Two months ago, he could perhaps be dismissed as a malcontent raging away on Twitter: now he gets to do so from Parliament. The size of his following was undeniably a factor in his Rajya Sabha nomination – for all the embarrassment he has now caused, Modi bears responsibility, or perhaps one should say irresponsibility.
Discouraging talent
Swamy’s attacks may serve to deter qualified NRIs from coming back to serve India in the future. Put aside a prestigious and secure career to move to India, taking a large pay cut in the process, work with complete dedication, only to be accused, by a handpicked appointee of the government, of being an unpatriotic foreign agent, and find, as Rajan did, that the prime minister and finance minister are unwilling to defend you, and then watch as your accuser claims credit for your resignation. How can we expect world-class talent to opt for such working conditions?
Swamy has laid bare the BJP’s unresolved contradictions over our relationship to the world. On the one hand, Narendra Modi seeks to project an unprecedented degree of openness, both to the diaspora and to foreign investment. On the other, his government harasses NGOs that receive foreign funding, and Swamy and his supporters accuse government servants of being American agents. The Rashtriya Swayamsevak Sangh remains committed to a protectionist swadeshi economic philosophy, although it has little influence on government policy in these matters. And BJP supporters at every level – from anonymous social media warriors to cabinet ministers – continue to demonise Sonia Gandhi and her children as foreigners.

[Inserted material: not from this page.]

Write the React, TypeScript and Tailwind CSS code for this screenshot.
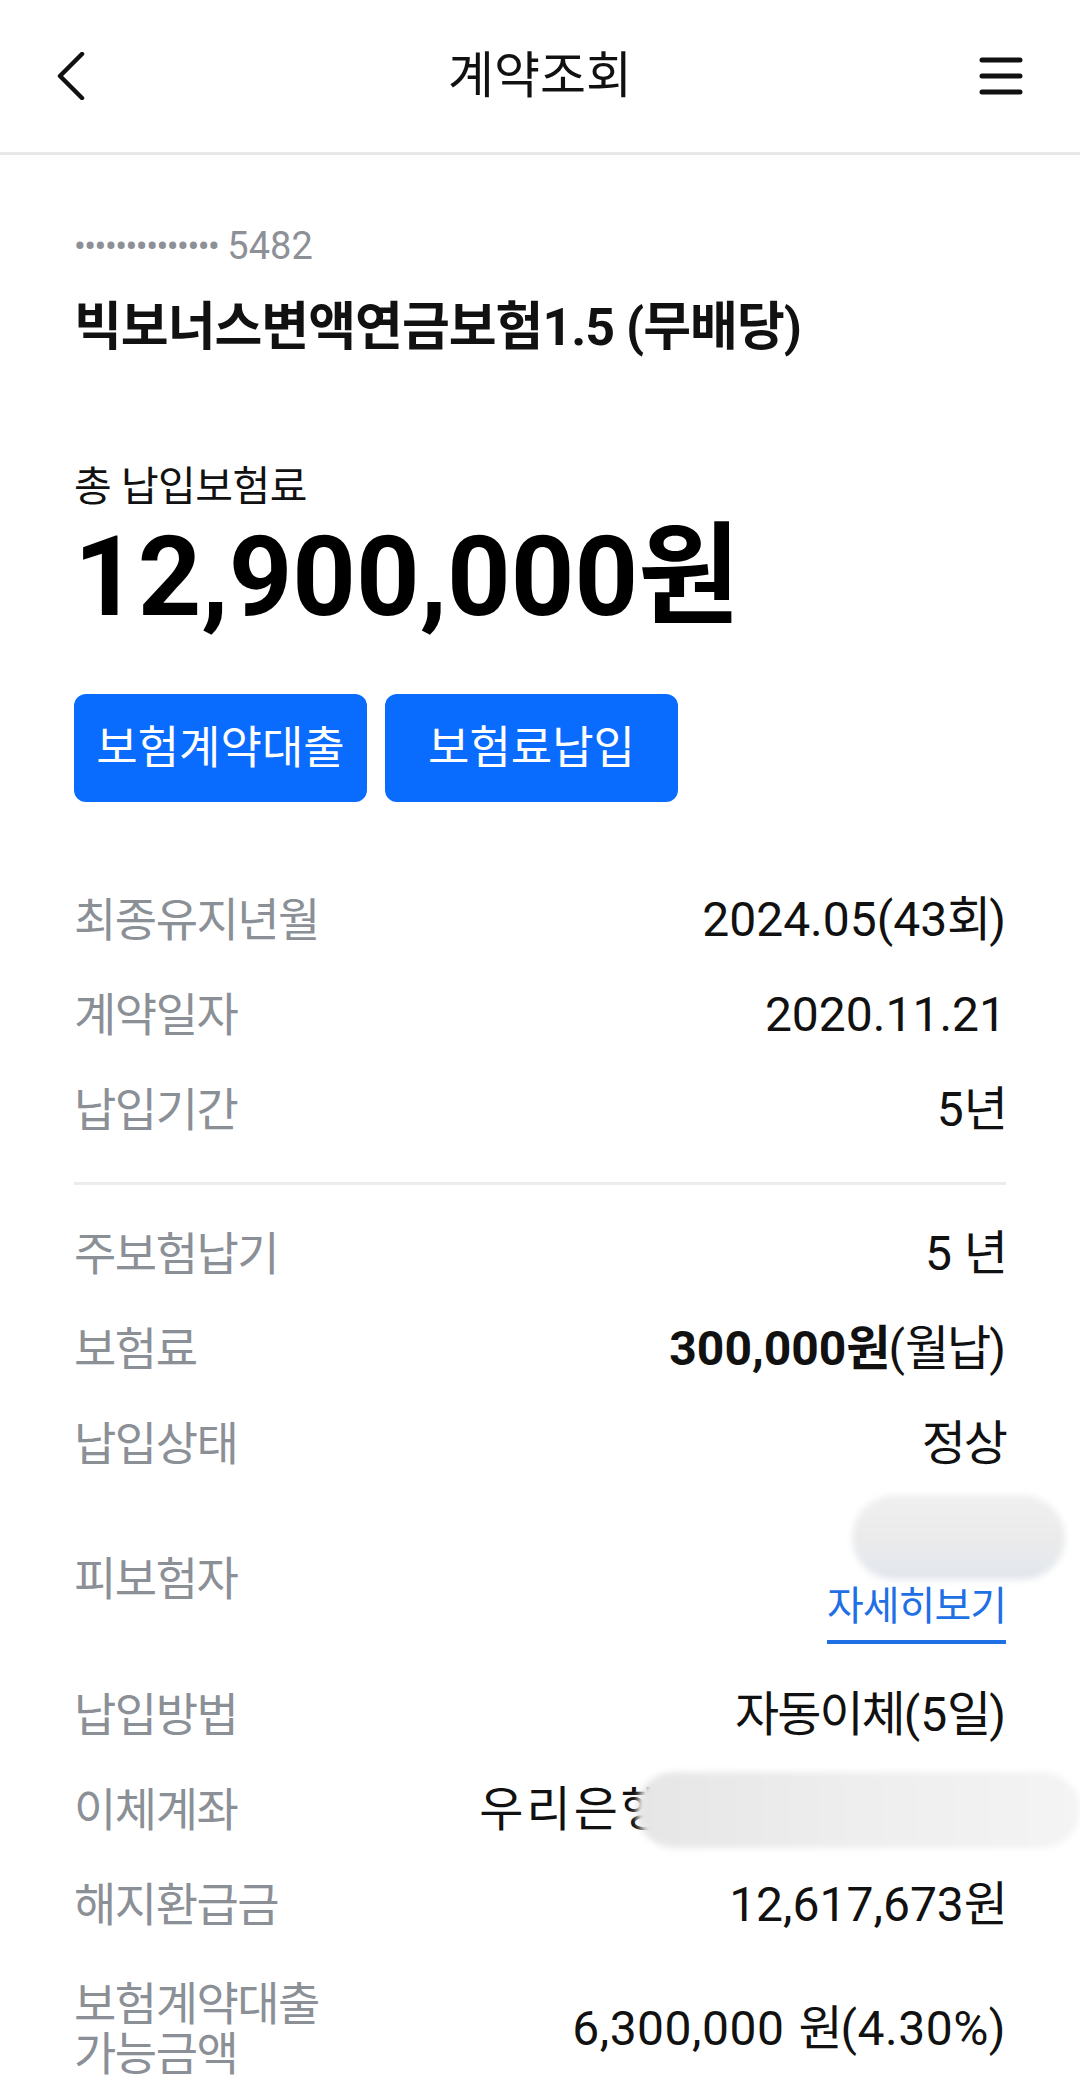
import React from "react";

const FONT = { fontFamily: '"Roboto", "Noto Sans CJK KR", sans-serif' };

const K: React.FC<{ children: React.ReactNode }> = ({ children }) => (
  <span className="tracking-[-2px]">{children}</span>
);

const labelCls = "text-[46px] tracking-[-1.5px] text-[#8b8f96]";

const Row: React.FC<{ label: React.ReactNode; children: React.ReactNode }> = ({
  label,
  children,
}) => (
  <div className="flex items-center justify-between h-[95px]">
    <span className={`${labelCls} leading-none`}>{label}</span>
    <div className="text-[48px] leading-none text-[#111]">{children}</div>
  </div>
);

const App: React.FC = () => {
  return (
    <div className="w-[1080px] min-h-[2098px] bg-white overflow-hidden" style={FONT}>
      {/* Header */}
      <header className="flex items-center justify-between h-[155px] px-[57px] border-b-[3px] border-[#e8e8e8]">
        <div className="w-[48px]">
          <svg width="28" height="48" viewBox="0 0 28 48" fill="none">
            <path
              d="M25 2 L3 24 L25 46"
              stroke="#111"
              strokeWidth="4.5"
              strokeLinecap="round"
              strokeLinejoin="round"
            />
          </svg>
        </div>
        <h1 className="text-[50px] leading-none text-[#111]">계약조회</h1>
        <div className="w-[48px] flex justify-end">
          <svg width="44" height="40" viewBox="0 0 44 40" fill="none">
            <path
              d="M3 4 H41 M3 20 H41 M3 36 H41"
              stroke="#111"
              strokeWidth="5"
              strokeLinecap="round"
            />
          </svg>
        </div>
      </header>

      <main className="px-[74px]">
        {/* Contract number + product */}
        <div className="mt-[71px] h-[40px] flex items-center text-[38px] leading-none text-[#8e9097]">
          <span className="text-[35px] tracking-[-1.5px]">••••••••••••••</span>
          <span className="ml-[9px]">5482</span>
        </div>
        <div className="mt-[32px] h-[60px] flex items-center">
          <h2 className="text-[52px] leading-none font-bold tracking-[-1px] text-[#111]">
            빅보너스변액연금보험1.5 (무배당)
          </h2>
        </div>

        {/* Total paid */}
        <div className="mt-[106px] h-[46px] flex items-center text-[41px] leading-none tracking-[-0.5px] text-[#111]">
          총 납입보험료
        </div>
        <div className="mt-[17px] h-[100px] flex items-center text-[111px] leading-none font-bold text-black">
          12,900,000원
        </div>

        {/* Buttons */}
        <div className="mt-[67px] flex gap-[18px]">
          <button className="w-[293px] h-[108px] rounded-[12px] bg-[#0a6cff] text-white text-[45px] leading-none">
            보험계약대출
          </button>
          <button className="w-[293px] h-[108px] rounded-[12px] bg-[#0a6cff] text-white text-[45px] leading-none">
            보험료납입
          </button>
        </div>

        {/* Details */}
        <div className="mt-[70px]">
          <Row label="최종유지년월">
            2024.05(43<K>회</K>)
          </Row>
          <Row label="계약일자">2020.11.21</Row>
          <Row label="납입기간">
            5<K>년</K>
          </Row>
        </div>

        <div className="mt-[25px] mb-[21px] h-[3px] bg-[#ececec]" />

        <div>
          <Row label="주보험납기">
            5 <K>년</K>
          </Row>
          <Row label="보험료">
            <span className="font-bold">
              300,000<K>원</K>
            </span>
            (<K>월납</K>)
          </Row>
          <Row label="납입상태">
            <K>정상</K>
          </Row>

          <div className="flex items-center justify-between h-[176px]">
            <span className={`${labelCls} leading-none`}>피보험자</span>
            <div className="flex flex-col items-end self-start pt-[4px]">
              <div className="w-[213px] h-[85px] mr-[-59px] rounded-full bg-gradient-to-b from-[#f0f0f0] via-[#ebebeb] to-[#e2e7ee] blur-[3px]" />
              <a className="mt-[6px] pb-[12px] border-b-4 border-[#1f6fe5] text-[40px] leading-[42px] tracking-[-1px] text-[#1f6fe5]">
                자세히보기
              </a>
            </div>
          </div>

          <Row label="납입방법">
            <K>자동이체</K>(5<K>일</K>)
          </Row>
          <div className="flex items-center justify-between h-[95px]">
            <span className={`${labelCls} leading-none`}>이체계좌</span>
            <div className="flex items-center">
              <span className="text-[48px] leading-none tracking-[3px] text-[#111]">우리은행</span>
              <div className="relative w-[444px] h-[76px] ml-[-32px] mr-[-74px] rounded-full bg-gradient-to-r from-[#e6e6e6] via-[#eeeeee] to-[#f4f4f4] blur-[3px]" />
            </div>
          </div>
          <Row label="해지환급금">
            12,617,673<K>원</K>
          </Row>
          <div className="flex items-center justify-between h-[154px]">
            <div className="flex flex-col">
              <span className={`${labelCls} h-[50px] leading-[50px]`}>보험계약대출</span>
              <span className={`${labelCls} h-[50px] leading-[50px]`}>가능금액</span>
            </div>
            <div className="text-[48px] leading-none text-[#111] tracking-[0.5px]">
              6,300,000<span className="ml-[14px]"><K>원</K></span>(4.30%)
            </div>
          </div>
        </div>
      </main>
    </div>
  );
};

export default App;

Subramanian Swamy’s induction into the BJP has often been explained by allusion to Lyndon Johnson’s line about FBI director J.Edgar Hoover – that it was better to have him inside the tent pissing out than outside the tent pissing in. No one seems to have factored in the possibility of his one day being inside the tent and pissing in. His latest antics have caused real damage to the government’s credibility, but they have also shown that Narenda Modi’s attempts to win over NRIs and the world are in uneasy coexistence with the BJP’s enduring strain of xenophobia.